Perhaps the most compelling thing about this frequently confounding Steve Jobs biopic is not the man himself or the flashy actor (Ashton Kutcher) who vanishes inside his turtlenecks, but the technology itself that spawned the man and the mythology.
After a (presumably) tongue-incheek opener that finds Jobs introducing the iPod to a hilariously rapturous audience, we delve back to the mid-’70s world of clunky mainframes, whirring tapes and rotary phones to watch a young Jobs and his nerdy tech wiz partner Steve Wozniak (Josh Gad) make Apple computers in a garage with what looks like a few hunks of junk.
Watching this visionary schemer and his goofy teddy bear companion forge a sleek new world from essentially nothing is truly awe-inspiring. However, the tech mostly takes a backseat to Jobs’ dramatic arc as a small-time circuit board hustler who becomes king of the (virtual) world, with plenty of betrayals and back-stabbings along the way.
The problem is, there’s just too much story for the film’s two-hour running time, so we are presented with a series of vignettes that move the story forward, but never connect the dots. Jobs’ thorny relationship with his daughter, for example, is shoe-horned in with a couple of incidental scenes that offer more questions than answers.

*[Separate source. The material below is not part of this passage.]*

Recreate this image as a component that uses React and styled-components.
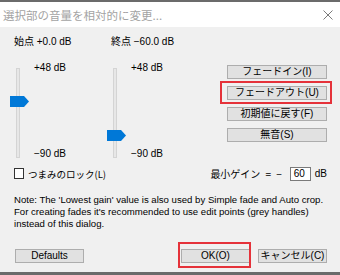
import styled, { createGlobalStyle } from 'styled-components'

const GlobalStyle = createGlobalStyle`
html, body {
  margin: 0;
  padding: 0;
  background: #ffffff;
}
* { box-sizing: border-box; }
`

const Window = styled.div`
width: 340px;
height: 275px;
display: flex;
flex-direction: column;
border-top: 2px solid #6b6b6b;
border-bottom: 3px solid #6b6b6b;
background: #f0f0f0;
font-family: "Liberation Sans", "Noto Sans CJK JP", sans-serif;
font-size: 10px;
color: #000;
overflow: hidden;
`

const TitleBar = styled.div`
height: 25px;
flex: none;
background: #ffffff;
display: flex;
align-items: center;
justify-content: space-between;
padding: 0 7px 0 3px;
color: #a3a3a3;
font-family: "Noto Sans CJK JP", sans-serif;
font-size: 11.5px;
`

const Content = styled.div`
flex: 1;
display: flex;
flex-direction: column;
padding: 8px 13px 0 10px;
`

const TopArea = styled.div`
display: flex;
`

const SliderGroup = styled.div`
width: 97px;
display: flex;
flex-direction: column;
`

const SliderLabel = styled.div`
height: 14px;
line-height: 14px;
padding-left: 4px;
margin-bottom: 12px;
white-space: nowrap;
`

const SliderBody = styled.div`
position: relative;
height: 100px;
display: flex;
`

const TrackColumn = styled.div`
position: relative;
width: 24px;
height: 100%;
`

const Track = styled.div`
position: absolute;
left: 6px;
top: 7px;
bottom: 3px;
width: 4px;
background: #e7e7e7;
border: 1px solid #d4d4d4;
`

const Thumb = styled.svg`
position: absolute;
left: 0;
`

const Scale = styled.div`
display: flex;
flex-direction: column;
justify-content: space-between;
& span {
  line-height: 14px;
  height: 14px;
}
`

const ButtonColumn = styled.div`
margin-left: auto;
margin-top: 30px;
width: 100px;
display: flex;
flex-direction: column;
gap: 7px;
`

const Button = styled.button`
position: relative;
height: 14px;
width: ${(p) => p.width || '100%'};
padding: 0;
background: #e1e1e1;
border: 1px solid #adadad;
font-family: "Liberation Sans", "Noto Sans CJK JP", sans-serif;
font-size: 10px;
line-height: 12px;
color: #000;
&::after {
  content: '';
  display: ${(p) => (p.marked ? 'block' : 'none')};
  position: absolute;
  top: ${(p) => p.mt || '-6px'};
  left: ${(p) => p.ml || '-8px'};
  right: ${(p) => p.mr || '-6px'};
  bottom: ${(p) => p.mb || '-5px'};
  border: 2px solid #e5323a;
}
`

const OptionRow = styled.div`
display: flex;
align-items: center;
margin-top: 5px;
height: 15px;
`

const Check = styled.label`
display: flex;
align-items: center;
gap: 4px;
padding-left: 4px;
font-family: "Noto Sans CJK JP", sans-serif;
font-size: 9.5px;
& span.box {
  width: 10px;
  height: 11px;
  border: 1px solid #333;
  background: #fff;
}
`

const Gain = styled.div`
margin-left: auto;
display: flex;
align-items: center;
gap: 4px;
& span.jp {
  font-family: "Noto Sans CJK JP", sans-serif;
  word-spacing: 3px;
}
`

const GainInput = styled.div`
width: 21px;
height: 14px;
border: 1px solid #7a7a7a;
background: #fff;
padding-left: 3px;
line-height: 12px;
margin-left: 4px;
`

const Note = styled.p`
margin: 13px 0 0 4px;
font-size: 9.6px;
line-height: 12px;
white-space: nowrap;
`

const BottomRow = styled.div`
display: flex;
align-items: center;
margin-top: auto;
margin-bottom: 9px;
padding-left: 5px;
& > :first-child {
  margin-right: auto;
}
`

const Close = () => (
  <svg width="10" height="10" viewBox="0 0 10 10">
    <path d="M0.5 0.5 L9.5 9.5 M9.5 0.5 L0.5 9.5" stroke="#7a7a7a" strokeWidth="1" />
  </svg>
)

const Slider = ({ label, thumbTop }) => (
  <SliderGroup>
    <SliderLabel>{label}</SliderLabel>
    <SliderBody>
      <TrackColumn>
        <Track />
        <Thumb width="19" height="11" viewBox="0 0 19 11" style={{ top: thumbTop }}>
          <path d="M0 0 H14 L19 5.5 L14 11 H0 Z" fill="#0078d7" />
        </Thumb>
      </TrackColumn>
      <Scale>
        <span>+48 dB</span>
        <span>−90 dB</span>
      </Scale>
    </SliderBody>
  </SliderGroup>
)

export default function App() {
  return (
    <Window>
      <GlobalStyle />
      <TitleBar>
        <span>選択部の音量を相対的に変更...</span>
        <Close />
      </TitleBar>
      <Content>
        <TopArea>
          <Slider label="始点 +0.0 dB" thumbTop={35} />
          <Slider label="終点 −60.0 dB" thumbTop={69} />
          <ButtonColumn>
            <Button>フェードイン(I)</Button>
            <Button marked>フェードアウト(U)</Button>
            <Button>初期値に戻す(F)</Button>
            <Button>無音(S)</Button>
          </ButtonColumn>
        </TopArea>
        <OptionRow>
          <Check>
            <span className="box" />
            つまみのロック(L)
          </Check>
          <Gain>
            <span className="jp">最小ゲイン = −</span>
            <GainInput>60</GainInput>
            <span>dB</span>
          </Gain>
        </OptionRow>
        <Note>
          Note: The 'Lowest gain' value is also used by Simple fade and Auto crop.
          <br />
          For creating fades it's recommended to use edit points (grey handles)
          <br />
          instead of this dialog.
        </Note>
        <BottomRow>
          <Button width="69px">Defaults</Button>
          <Button width="69px" marked mt="-8px" ml="-4px" mr="-2px" mb="-6px">OK(O)</Button>
          <Button width="69px" style={{ marginLeft: 8 }}>キャンセル(C)</Button>
        </BottomRow>
      </Content>
    </Window>
  )
}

Clearly, director Joshua Michael Stern (Swing Vote) struggled over what kind of story he wanted to tell: a complicated character study or a superhero origin tale. He attempts both, and it doesn’t quite work. Still, Kutcher is remarkable in his role, mimicking the tech-god’s mannerisms with astonishing accuracy. If Jobs proves nothing else, it shows that the Kutcher can wholly disappear into a role.
That’s not quite enough to enthusiastically recommend this unwieldy biography, but it’s a decent first stab at a powerful story that will doubtlessly be retold for years to come.